An admittedly small part of the raft of technical and sporting regulations coming into effect for the 2022 Formula 1 season is the brand new ‘show-and-tell’ media presentations, with final details finally revealed by F1.
Public car update reveal presentations will put all aerodynamic and bodywork upgrades on display for the world to see before practice and after qualifying.
Even though this is indeed a small component of the new ruleset, in comparison to the huge changes to the cars themselves, it could radically impact the blatant nature of how teams’ introduce updates and the lengths they may go to camouflage their efforts.
The introduction of these new presentations has seemingly been made possible in the first place through the revised Grand Prix weekend schedule. ‘Media day’ has been moved to Friday morning prior to FP1 and FP2 which both shift to later in the day.

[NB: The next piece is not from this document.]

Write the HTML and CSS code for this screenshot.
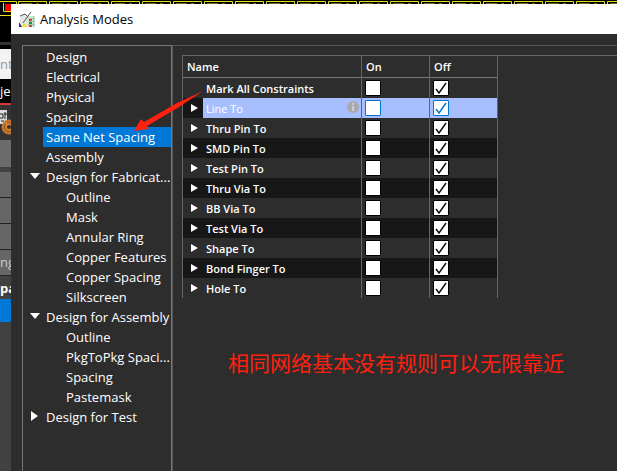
FILE: index.html
```
<!DOCTYPE html>
<html lang="en">
<head>
    <meta charset="utf-8">
    <title>Analysis Modes</title>
    <link rel="stylesheet" href="styles.css">
</head>
<body>
    <div class="traces">
        <svg width="100%" height="4">
            <defs>
                <pattern id="pads" x="17" y="0" width="31" height="16" patternUnits="userSpaceOnUse">
                    <path d="M1.5 16V1.5H29.5V16" fill="none" stroke="#e4e013"/>
                    <path d="M4 3.5h11M19 3.5h3" stroke="#6b6a1a"/>
                </pattern>
            </defs>
            <rect width="100%" height="4" fill="url(#pads)"/>
            <rect width="17" height="4" fill="#000"/>
            <path d="M0 1.5H16.5V4M3.5 3V4" fill="none" stroke="#e4e013"/>
        </svg>
    </div>
    <div class="desktop">
        <div class="behind">
            <div class="strip-black">
                <svg width="11" height="38">
                    <path d="M3.5 0V7.5H11M0 11.5H11" fill="none" stroke="#e4e013"/>
                    <rect x="5" y="0" width="6" height="7" fill="#f00"/>
                </svg>
            </div>
            <div class="strip-white">nt</div>
            <div class="strip-tab">je</div>
            <div class="strip-icon">
                <svg width="11" height="35">
                    <rect x="0" y="5" width="7" height="14" fill="#ddd"/>
                    <path d="M0 9h3v4H0M5 7v7M4 9h3M1 16h3" fill="none" stroke="#222"/>
                    <circle cx="9" cy="22" r="6" fill="none" stroke="#c4752b" stroke-width="3"/>
                    <circle cx="9" cy="22" r="3" fill="none" stroke="#d9822b" stroke-width="2"/>
                </svg>
            </div>
            <div class="strip-grey"></div>
            <div class="strip-cell"></div>
            <div class="strip-cell"></div>
            <div class="strip-cell"></div>
            <div class="strip-cell">ng</div>
            <div class="strip-head">pa</div>
            <div class="strip-blue"></div>
        </div>
        <div class="dialog">
            <header class="title-bar">
                <svg class="app-icon" width="18" height="17" viewBox="0 0 18 17">
                    <path d="M1 5l4-2 5 1v12H1z" fill="#e4e4e4"/>
                    <path d="M9 5h7v11H9z" fill="#d3e8d6"/>
                    <path d="M9 7.5h7M9 10.5h7M9 13.5h7M14.5 5v11" stroke="#9cc9a4"/>
                    <path d="M10 8h3v2h-3z" fill="#e33"/>
                    <path d="M10 11h3v2h-3z" fill="#159447"/>
                    <path d="M10 14h3v2h-3z" fill="#e33"/>
                    <path d="M0 11l3 5H0z" fill="#26269a"/>
                    <path d="M3 15l3-3 2 3-1 1H3z" fill="#eee52b"/>
                    <path d="M12 1L4 12M1 5l5-2 3 3" fill="none" stroke="#555"/>
                </svg>
                <h1>Analysis Modes</h1>
            </header>
            <div class="content">
                <nav class="tree">
                    <ul>
                        <li>Design</li>
                        <li>Electrical</li>
                        <li>Physical</li>
                        <li>Spacing</li>
                        <li class="selected">Same Net Spacing</li>
                        <li>Assembly</li>
                        <li class="open">Design for Fabricat...</li>
                        <li class="child">Outline</li>
                        <li class="child">Mask</li>
                        <li class="child">Annular Ring</li>
                        <li class="child">Copper Features</li>
                        <li class="child">Copper Spacing</li>
                        <li class="child">Silkscreen</li>
                        <li class="open">Design for Assembly</li>
                        <li class="child">Outline</li>
                        <li class="child">PkgToPkg Spaci...</li>
                        <li class="child">Spacing</li>
                        <li class="child">Pastemask</li>
                        <li class="closed">Design for Test</li>
                    </ul>
                </nav>
                <main class="panel">
                    <div class="grid">
                        <table>
                            <colgroup>
                                <col class="col-expand">
                                <col>
                                <col class="col-check">
                                <col class="col-check">
                            </colgroup>
                            <thead>
                                <tr><th colspan="2">Name</th><th>On</th><th>Off</th></tr>
                            </thead>
                            <tbody id="rows"></tbody>
                        </table>
                    </div>
                    <p class="note">相同网络基本没有规则可以无限靠近</p>
                </main>
            </div>
            <svg class="arrow" width="72" height="44">
                <path d="M71 0L45 12L12 31L9 28L2 40L17 38L15 35L47 16Z" fill="#ff2010"/>
            </svg>
        </div>
    </div>
    <script src="script.js"></script>
</body>
</html>
```
FILE: styles.css
```
* {
    box-sizing: border-box;
}
body {
    margin: 0;
    min-height: 100vh;
    display: flex;
    flex-direction: column;
    background: #000;
    color: #fff;
    font-family: "Open Sans", "Noto Sans CJK SC", sans-serif;
    font-size: 13px;
}
.traces {
    height: 4px;
}
svg {
    display: block;
}
.desktop {
    flex: 1;
    display: flex;
}
.behind {
    width: 11px;
    display: flex;
    flex-direction: column;
    overflow: hidden;
    background: #414141;
    line-height: 24px;
}
.strip-black {
    height: 45px;
    background: #333;
    border-bottom: 4px solid #000;
}
.strip-black svg {
    background: #000;
}
.strip-white {
    height: 30px;
    background: #f3f3f3;
    color: #999;
    line-height: 30px;
}
.strip-tab {
    height: 26px;
    background: #000;
    border-bottom: 2px solid #d23c3c;
}
.strip-icon {
    height: 35px;
    background: #333;
}
.strip-grey {
    height: 27px;
    margin-bottom: 5px;
    background: #6b6b6b;
}
.strip-cell {
    height: 26px;
    background: #666;
    border-bottom: 1px solid #222;
    color: #ccc;
}
.strip-head {
    height: 23px;
    font-weight: bold;
}
.strip-blue {
    height: 23px;
    background: #0078d7;
}
.dialog {
    position: relative;
    flex: 1;
    min-width: 0;
    display: flex;
    flex-direction: column;
    background: #2d2d2d;
}
.title-bar {
    height: 30px;
    display: flex;
    align-items: center;
    gap: 3px;
    padding-left: 8px;
    background: #fff;
    color: #000;
}
.title-bar h1 {
    margin: 0;
    font-size: 13px;
    font-weight: normal;
}
.content {
    flex: 1;
    display: flex;
    margin-top: 11px;
    padding-left: 11px;
}
.tree {
    width: 150px;
    padding-top: 1px;
    border: 1px solid #777;
    border-width: 1px 1px 0;
}
.tree ul {
    margin: 0;
    padding: 0;
    list-style: none;
}
.tree li {
    position: relative;
    margin-left: 20px;
    padding-left: 3px;
    line-height: 20px;
    white-space: nowrap;
}
.tree .selected {
    background: #0078d7;
}
.tree .child {
    margin-left: 40px;
}
.tree .open,
.tree .closed {
    margin-left: 0;
    padding-left: 23px;
}
.open::before,
.closed::before {
    content: "";
    position: absolute;
    left: 7px;
    top: 6px;
    border: 5px solid transparent;
    border-top: 6px solid #fff;
    border-bottom: 0;
}
.closed::before {
    left: 8px;
    top: 4px;
    border: 5px solid transparent;
    border-left: 7px solid #fff;
    border-right: 0;
}
.panel {
    flex: 1;
    padding: 9px 0 0 9px;
    border: 1px solid #555;
    border-width: 1px 0 0 1px;
}
.grid {
    border-top: 1px solid #666;
}
table {
    width: 316px;
    border-collapse: separate;
    border-spacing: 0;
    table-layout: fixed;
    border-left: 1px solid #666;
    font-size: 11px;
    font-weight: 600;
}
.col-expand {
    width: 20px;
}
.col-check {
    width: 68px;
}
th {
    height: 22px;
    padding: 0 4px;
    text-align: left;
    font-weight: 600;
    border-right: 1px solid #666;
    border-bottom: 1px solid #777;
}
td {
    height: 20px;
    padding: 0 0 0 3px;
    border-right: 1px solid #666;
    white-space: nowrap;
}
td.expand {
    padding: 0 0 0 8px;
    border: 0;
}
tbody tr:nth-child(even) {
    background: #171717;
}
.line {
    display: flex;
    align-items: center;
    justify-content: space-between;
    padding-right: 1px;
}
.active td {
    background: #a8bfff;
    font-weight: normal;
}
.active td.expand {
    background: #171717;
}
td input {
    display: block;
    appearance: none;
    width: 16px;
    height: 16px;
    margin: 0;
    border: 1px solid #000;
    border-radius: 1px;
    background: #fff;
}
td input:checked {
    background: #fff url("data:image/svg+xml,%3Csvg xmlns='http://www.w3.org/2000/svg' viewBox='0 0 14 14'%3E%3Cpath d='M2 8l3 4 7-10' fill='none' stroke='%23111' stroke-width='1.5'/%3E%3C/svg%3E");
}
.active input {
    border-color: #0078d7;
}
.active input:checked {
    background: #fff url("data:image/svg+xml,%3Csvg xmlns='http://www.w3.org/2000/svg' viewBox='0 0 14 14'%3E%3Cpath d='M2 8l3 4 7-10' fill='none' stroke='%230078d7' stroke-width='1.5'/%3E%3C/svg%3E");
}
.note {
    margin: 50px 0 0 46px;
    color: #ff2010;
    font-size: 21px;
    line-height: 30px;
    white-space: nowrap;
}
.arrow {
    position: absolute;
    left: 121px;
    top: 87px;
}
```
FILE: script.js
```
var names = ['Mark All Constraints', 'Line To', 'Thru Pin To', 'SMD Pin To', 'Test Pin To', 'Thru Via To',
    'BB Via To', 'Test Via To', 'Shape To', 'Bond Finger To', 'Hole To'];
var rows = document.getElementById('rows');

names.forEach(function (name, i) {
    var tr = document.createElement('tr');
    var icon = '';
    var info = '';
    if (i > 0) {
        icon = '<svg width="8" height="8"><path d="M0 0L7 4L0 8z" fill="#fff"/></svg>';
    }
    if (name === 'Line To') {
        tr.className = 'active';
        info = '<svg width="14" height="14"><circle cx="7" cy="6" r="6" fill="#aaa"/><path d="M7 2v2M7 5v5" stroke="#ccd" stroke-width="2"/></svg>';
    }
    tr.innerHTML = '<td class="expand">' + icon + '</td>' +
        '<td><div class="line">' + name + info + '</div></td>' +
        '<td><input type="checkbox" aria-label="' + name + ' on"></td>' +
        '<td><input type="checkbox" aria-label="' + name + ' off" checked></td>';
    rows.appendChild(tr);
});
```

The condensing of the schedule reduces the strain on travel and logistics requirements between different Grands Prix, and essentially provides more scope for an increase in double and triple headers.
How does the ‘Show-and-Tell’ work?
The presentation has been officially labelled the ‘pre-event automobile display’, whereby teams will place both of their cars outside their garage area for up to an hour, two and a half hours before the start of FP1.
They must also provide a senior technical representative to talk through “major aerodynamic and bodywork component updates”. However it is thought this element will be utilised more readily in the post-qualifying show, which takes place half an hour after qualifying concludes.
Only half of the ten teams will be selected by the race director for the post-qualifying display. Nevertheless this session is perhaps the more relevant with all cars in parc ferme conditions at this point of the weekend.
Before the cars are actually presented, teams must provide a document to the FIA of all notable changes to the cars since the previous race session or test, but crucially teams will be allowed to miss these ‘obligatory’ presentations but only after written permission is granted from the FIA – a good reason would therefore be needed.
It’s surely a certainty that teams will do everything in their power not to show-off all their brand new innovations for all their rivals to see. Engineers from every team will be glued to the screens watching rivals display their machinery to the world.
It will certainly be interesting to uncover how the chief engineers and aerodynamicists find their way around this predicament – perhaps races targeted as the first for certain updates will result in extravagant excuses being made and cars shut well away in the garages.